Jesus loves the death penalty

Special edition:

I'm posting a few days early this week because tonight Austin's First Baptist Church is putting Jesus on Trial under Texas death penalty laws. The program, developed around Mark Osler's book “Jesus on Death Row: The Trial of Jesus and American Capital Punishment” is designed to challenge Christians to think about the death penalty. Osler proposed the trial after the church's pastor Roger Paynter delivered a sermon on Sandy Hook that proposed gun control and better awareness of mental health.

Surprisingly for many Texans, Painter is still pastor of the church. But we should remember it is the First Baptist Church of Austin, which isn't really Texas but a mecca for liberalism and sin in a state where our bibles are almost as big as our belt buckles.

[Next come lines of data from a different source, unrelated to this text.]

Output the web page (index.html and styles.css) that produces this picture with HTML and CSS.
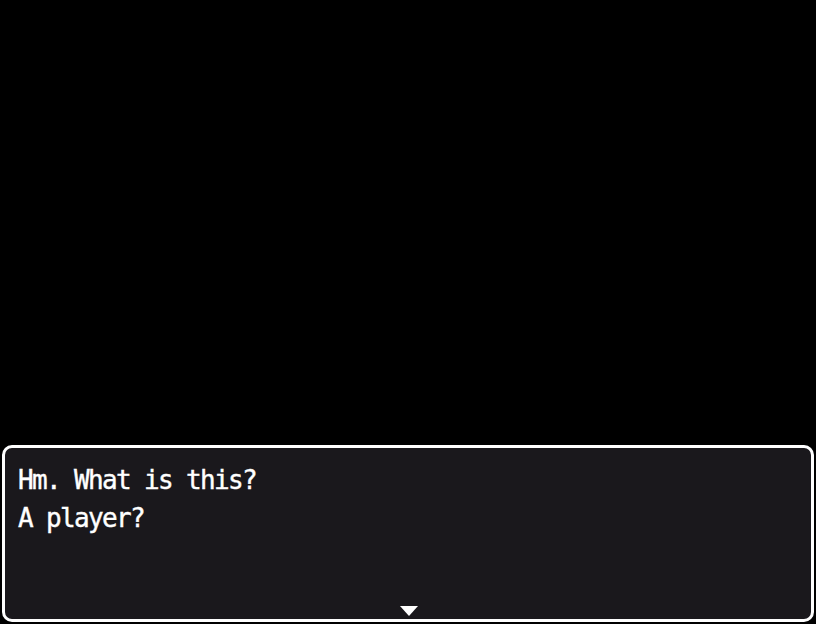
FILE: index.html
```html
<!DOCTYPE html>
<html>
<head>
<meta charset="utf-8">
<link rel="stylesheet" href="styles.css">
</head>
<body>
<div class="screen">
  <div class="message-box">
    <p class="line">Hm. What is this?</p>
    <p class="line">A player?</p>
    <svg class="pause-arrow" width="18" height="10" viewBox="0 0 18 10"><polygon points="0,0 18,0 9,10" fill="#ffffff"/></svg>
  </div>
</div>
</body>
</html>
```
FILE: styles.css
```css
html, body {
  margin: 0;
  padding: 0;
  background: #000;
}
.screen {
  width: 816px;
  height: 624px;
  display: flex;
  flex-direction: column;
  justify-content: flex-end;
  padding: 0 2px 2px 2px;
  box-sizing: border-box;
}
.message-box {
  position: relative;
  height: 177px;
  box-sizing: border-box;
  border: 3px solid #ffffff;
  border-radius: 10px;
  background: #1a181c;
  padding: 13px 13px;
  font-family: "DejaVu Sans Mono", monospace;
  font-size: 26px;
  letter-spacing: -1.65px;
  color: #ffffff;
  -webkit-text-stroke: 0.4px #ffffff;
}
.line {
  margin: 0;
  line-height: 38px;
}
.pause-arrow {
  position: absolute;
  left: 395px;
  bottom: 3px;
}
```
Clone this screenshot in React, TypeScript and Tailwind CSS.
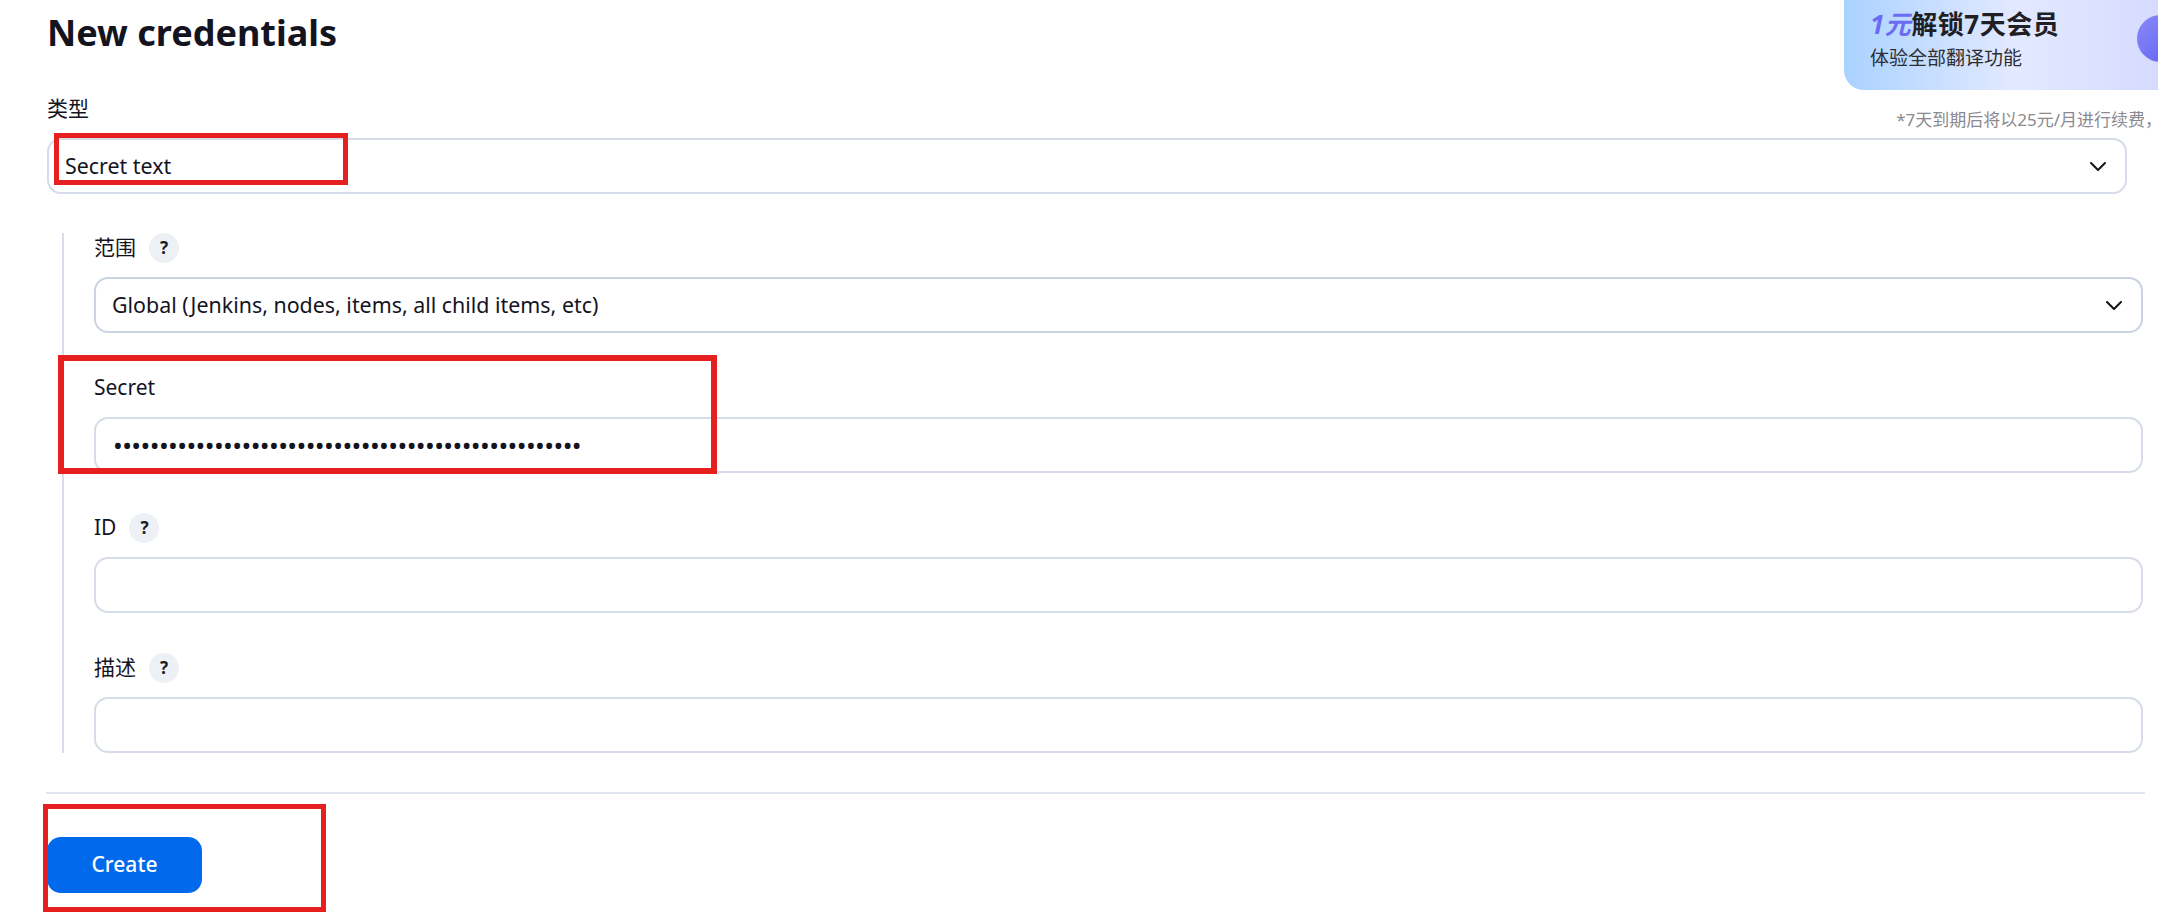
import { ReactNode } from "react";

const font = "font-['Noto_Sans','Noto_Sans_CJK_SC',sans-serif]";

function Help() {
  return (
    <span className="flex h-[30px] w-[30px] items-center justify-center rounded-full bg-[#edf0f5] text-[17px] font-bold text-[#1b1b28]">
      ?
    </span>
  );
}

function Chevron() {
  return (
    <svg width="16" height="9" viewBox="0 0 16 9" fill="none" className="shrink-0">
      <path d="M1 1l7 7 7-7" stroke="#14141f" strokeWidth="2" strokeLinecap="round" strokeLinejoin="round" />
    </svg>
  );
}

function Label({ text, help }: { text: string; help?: boolean }) {
  return (
    <div className="flex h-[30px] items-center gap-[13px] text-[21px] text-[#14141f]">
      <span>{text}</span>
      {help && <Help />}
    </div>
  );
}

function SelectBox({ value, border }: { value: string; border: string }) {
  return (
    <div className={`flex h-[56px] items-center justify-between rounded-[14px] border-2 bg-white pl-[16px] pr-[19px] text-[21.4px] text-[#14141f] ${border}`}>
      <span>{value}</span>
      <Chevron />
    </div>
  );
}

function Field({ label, help, children }: { label: string; help?: boolean; children: ReactNode }) {
  return (
    <div className="flex flex-col gap-[14px]">
      <Label text={label} help={help} />
      {children}
    </div>
  );
}

function TextInput({ type = "text", value }: { type?: string; value?: string }) {
  const pw = type === "password";
  return (
    <input
      type={type}
      readOnly
      value={value ?? ""}
      className={`block h-[56px] w-full rounded-[14px] border-2 border-[#d7dce9] bg-white px-[17px] text-[#14141f] outline-none ${pw ? "text-[26px] tracking-[-0.6px]" : "text-[21px]"}`}
    />
  );
}

function RedBox({ className }: { className: string }) {
  return <div className={`pointer-events-none absolute border-[#e6201f] ${className}`} />;
}

export default function App() {
  return (
    <div className={`relative h-[912px] w-[2158px] overflow-hidden bg-white ${font}`}>
      <div className="flex w-[2127px] flex-col pl-[47px] pt-[11px]">
        <h1 className="h-[44px] text-[36px] font-bold leading-[44px] text-[#14141f]">New credentials</h1>

        <div className="mt-[39px] flex flex-col gap-[14px]">
          <Label text="类型" />
          <SelectBox value="Secret text" border="border-[#d5dbe8]" />
        </div>

        <section className="ml-[15px] mr-[-16px] mt-[39px] flex flex-col gap-[40px] border-l-2 border-[#d8dde9] pl-[30px]">
          <Field label="范围" help>
            <SelectBox value="Global (Jenkins, nodes, items, all child items, etc)" border="border-[#cbd3e2]" />
          </Field>
          <Field label="Secret">
            <TextInput type="password" value={"x".repeat(51)} />
          </Field>
          <Field label="ID" help>
            <TextInput />
          </Field>
          <Field label="描述" help>
            <TextInput />
          </Field>
        </section>

        <div className="ml-[-1px] mr-[-18px] mt-[39px] h-[2px] bg-[#e1e5f0]" />

        <div className="pt-[43px]">
          <button
            type="button"
            className="flex h-[56px] w-[155px] items-center justify-center rounded-[14px] bg-[#0069ec] text-[21px] font-medium text-white"
          >
            Create
          </button>
        </div>
      </div>

      {/* promo banner floating over the top right corner */}
      <div className="absolute right-[-26px] top-[-24px] flex flex-col items-end">
        <div className="relative h-[114px] w-[340px] overflow-hidden rounded-[20px] bg-gradient-to-r from-[#a9d2ff] via-[#e3e9ff] to-[#d4d8ff] pl-[26px] pt-[30px]">
          <div className="flex items-baseline text-[26px] font-bold leading-[36px] tracking-[0.5px] text-[#1f1f24]">
            <span className="italic text-[#6c6cf2]">1元</span>
            <span>解锁7天会员</span>
          </div>
          <div className="mt-[3px] text-[19px] leading-[26px] text-[#2d2d33]">体验全部翻译功能</div>
          <div className="absolute left-[293px] top-[39px] h-[47px] w-[47px] rounded-full bg-gradient-to-br from-[#8b8af8] to-[#5d5ef0]" />
        </div>
        <div className="mr-[22px] mt-[18px] whitespace-nowrap text-[17px] leading-[24px] text-[#8a8a90]">
          *7天到期后将以25元/月进行续费，
        </div>
      </div>

      {/* annotation boxes */}
      <RedBox className="left-[54px] top-[133px] h-[52px] w-[294px] border-[5px]" />
      <RedBox className="left-[58px] top-[355px] h-[119px] w-[659px] border-[6px]" />
      <RedBox className="left-[43px] top-[804px] h-[108px] w-[283px] border-[5px]" />
    </div>
  );
}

The trial will be free to attendees, and I'm all for it. I've always thought it odd that Texas and our esteemed Governor Perry rushed to kill health care to women to stop abortions but can't wait to shuffle us off to lethal injection once we emerge from the womb. We have dispatched more former fetuses than any other state.

On the other hand, I'm not sure what the trial will add to our thinking about capital punishment, especially in Texas, where our hat brims are bigger than our brains. I'm pretty sure we're for it, because Jesus was for it. You can ask any Texan, at least outside of Austin, and we can give you three reasons why we love our death penalty:

  • Without the death penalty we couldn't preserve our second amendment rights. Don't ask me to explain this. If you lived here you would understand.
  • Without the death penalty, we couldn't be saved. You don't have to be from Texas to understand this, you just need to read your Bible. If the Romans didn't have the death penalty, Jesus would have died of old age in prison and God would make us pay for our sins.
  • If it was good enough for Jesus, it's good enough for the lowlifes who deserve it.

That being said, if you have a chance to attend, I encourage you to do so, and not just because it will probably be more entertaining than hoops or listening to MacWhiney complain about her life on Gray's Anatomy. Jesus encouraged believers to open their minds. It's not his fault that so many of us aren't listening.